Such comments often try to imply, that things are really much worse than they appear because the government acted unreasonably and unexpectedly. Or, "our previous predictions would have been right if not for the government's intervention."

Well, folks, government and Fed intervention is what we have and what we will continue to have. Yes, the outlook is bleak and the banking casino activity is taking an unfair toll on us non-guilty taxpayers and our next generations. But, you cannot expect an outcome based upon current conditions without factoring in government and Fed wild card interventions.

And, they aren't even wild cards, they are what governments and central banks do. We all know the saying, "Don't fight the Fed." These powers that be have failed miserably in many ways. They were responsible for causing the problems in the first place. They are reacting too slowly. They are corrupted by insiders and industry lobbyists. But, these same powers have succeeded so far in preventing a system meltdown, albeit with some very large giveaways to some very undeserving institutions.

Perhaps future comments along similar lines to the one's cited above will be:

  • The unemployment rate would have gone over 12% if the government hadn't created the biggest work program since the Great Depression
  • The debt load would have been a much greater problem if there hadn't been a coordinated effort on the part of the global central banks to resolve it through monetization and a percentage of permitted default
  • Consumer spending stabilized because of demographics, (and threat of inflation, or, negative interest rates)
  • Derivatives were resolved through write-offs, negotiations, and regulations
  • The DOW would have bottomed at 3,000 if not for the Fed engineering its higher level

That was just a thought experiment. Anyone without a crystal ball should stay away from making predictions. This economic crisis is an evolving situation and the only way in which to keep a pulse on it is to keep up with the news and current statistics.

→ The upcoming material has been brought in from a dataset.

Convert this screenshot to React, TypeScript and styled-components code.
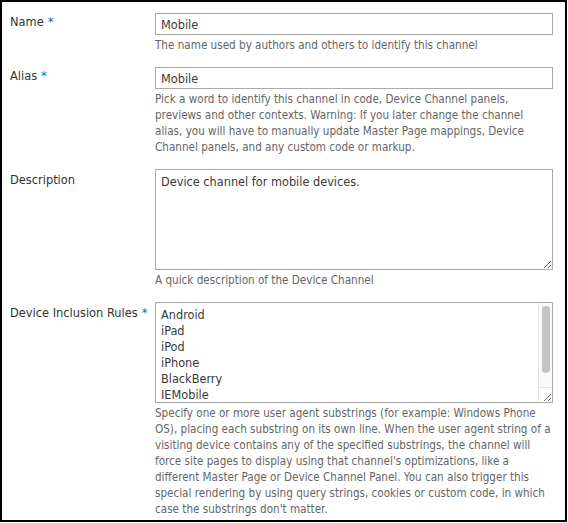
import React from "react"
import styled, { createGlobalStyle } from "styled-components"

const GlobalStyle = createGlobalStyle`
  html, body {
    margin: 0;
    padding: 0;
    background: #fff;
  }
`

const font = `"DejaVu Sans Condensed", "DejaVu Sans", Tahoma, sans-serif`

const Frame = styled.div`
  box-sizing: border-box;
  width: 567px;
  height: 522px;
  border: 2px solid #000;
  padding: 11px 12px 0 8px;
  overflow: hidden;
  font-family: ${font};
  font-size: 11.6px;
  line-height: 16px;
`

const Row = styled.div<{ $first?: boolean }>`
  display: grid;
  grid-template-columns: 145px 1fr;
  padding-top: ${(p) => (p.$first ? 0 : 14)}px;
`

const Label = styled.label<{ $offset?: number }>`
  color: #333;
  font-size: 12.7px;
  padding-top: ${(p) => p.$offset ?? 0}px;
`

const Required = styled.span`
  color: #0072c6;
  margin-left: 4px;
`

const Field = styled.div`
  display: flex;
  flex-direction: column;
  min-width: 0;
`

const TextInput = styled.input`
  box-sizing: border-box;
  width: 100%;
  height: 22px;
  margin: 0;
  border: 1px solid #ababab;
  padding: 0 5px;
  font-family: ${font};
  font-size: 12.6px;
  color: #3a3a3a;
  outline: none;
`

const AreaWrap = styled.div`
  position: relative;
`

const TextArea = styled.textarea<{ $scroll?: boolean }>`
  box-sizing: border-box;
  display: block;
  width: 100%;
  height: 101px;
  margin: 0;
  border: 1px solid #ababab;
  padding: 4px ${(p) => (p.$scroll ? 18 : 5)}px 4px 5px;
  font-family: ${font};
  font-size: 12.6px;
  line-height: 16px;
  color: #3a3a3a;
  outline: none;
  resize: vertical;
  white-space: pre;
  overflow: hidden;
`

/* drawn over the textarea: the headless browser hides native scrollbars */
const ScrollTrack = styled.div`
  position: absolute;
  top: 1px;
  right: 1px;
  bottom: 15px;
  width: 14px;
  box-sizing: border-box;
  background: #fafafa;
  border-left: 1px solid #e4e4e4;
  border-bottom: 1px solid #e4e4e4;
  pointer-events: none;
`

const ScrollThumb = styled.div`
  position: absolute;
  top: 3px;
  left: 3px;
  width: 8px;
  height: 67px;
  border-radius: 4px;
  background: #c4c4c4;
`

const ScrollCorner = styled.div`
  position: absolute;
  right: 1px;
  bottom: 1px;
  width: 14px;
  height: 14px;
  box-sizing: border-box;
  border-left: 1px solid #e4e4e4;
  pointer-events: none;
`

const Help = styled.div`
  margin-top: 2px;
  color: #666;
`

const rules = [
  "Android",
  "iPad",
  "iPod",
  "iPhone",
  "BlackBerry",
  "IEMobile",
  "Windows Phone OS",
].join("\n")

export default function App() {
  return (
    <>
      <GlobalStyle />
      <Frame>
        <Row $first>
          <Label $offset={1}>
            Name<Required>*</Required>
          </Label>
          <Field>
            <TextInput defaultValue="Mobile" />
            <Help>The name used by authors and others to identify this channel</Help>
          </Field>
        </Row>
        <Row>
          <Label $offset={1}>
            Alias<Required>*</Required>
          </Label>
          <Field>
            <TextInput defaultValue="Mobile" />
            <Help>
              Pick a word to identify this channel in code, Device Channel panels, previews and
              other contexts. Warning: If you later change the channel alias, you will have to
              manually update Master Page mappings, Device Channel panels, and any custom code or
              markup.
            </Help>
          </Field>
        </Row>
        <Row>
          <Label $offset={3}>Description</Label>
          <Field>
            <TextArea defaultValue="Device channel for mobile devices." />
            <Help>A quick description of the Device Channel</Help>
          </Field>
        </Row>
        <Row>
          <Label $offset={3}>
            Device Inclusion Rules<Required>*</Required>
          </Label>
          <Field>
            <AreaWrap>
              <TextArea $scroll defaultValue={rules} />
              <ScrollTrack>
                <ScrollThumb />
              </ScrollTrack>
              <ScrollCorner />
            </AreaWrap>
            <Help>
              Specify one or more user agent substrings (for example: Windows Phone OS), placing
              each substring on its own line. When the user agent string of a visiting device
              contains any of the specified substrings, the channel will force site pages to
              display using that channel's optimizations, like a different Master Page or Device
              Channel Panel. You can also trigger this special rendering by using query strings,
              cookies or custom code, in which case the substrings don't matter.
            </Help>
          </Field>
        </Row>
      </Frame>
    </>
  )
}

We aren't out of the woods, yet, of a complete meltdown, neither do we have proof that there will be one. Like it is said, "there is a lot of momentum in the system." That momentum and an innate desire for this to work out offsets some of the potential doom that could prevail if a herd mentality caused everyone to head for exits at the same time. No economist or analyst is right about everything in predicting outcomes or in proposing solutions. Many have brilliant insights, however, either in analyzing the big picture, or in interpreting aspects of this economic crisis. And, always remember that "it's what you don't worry about that usually ends up happening."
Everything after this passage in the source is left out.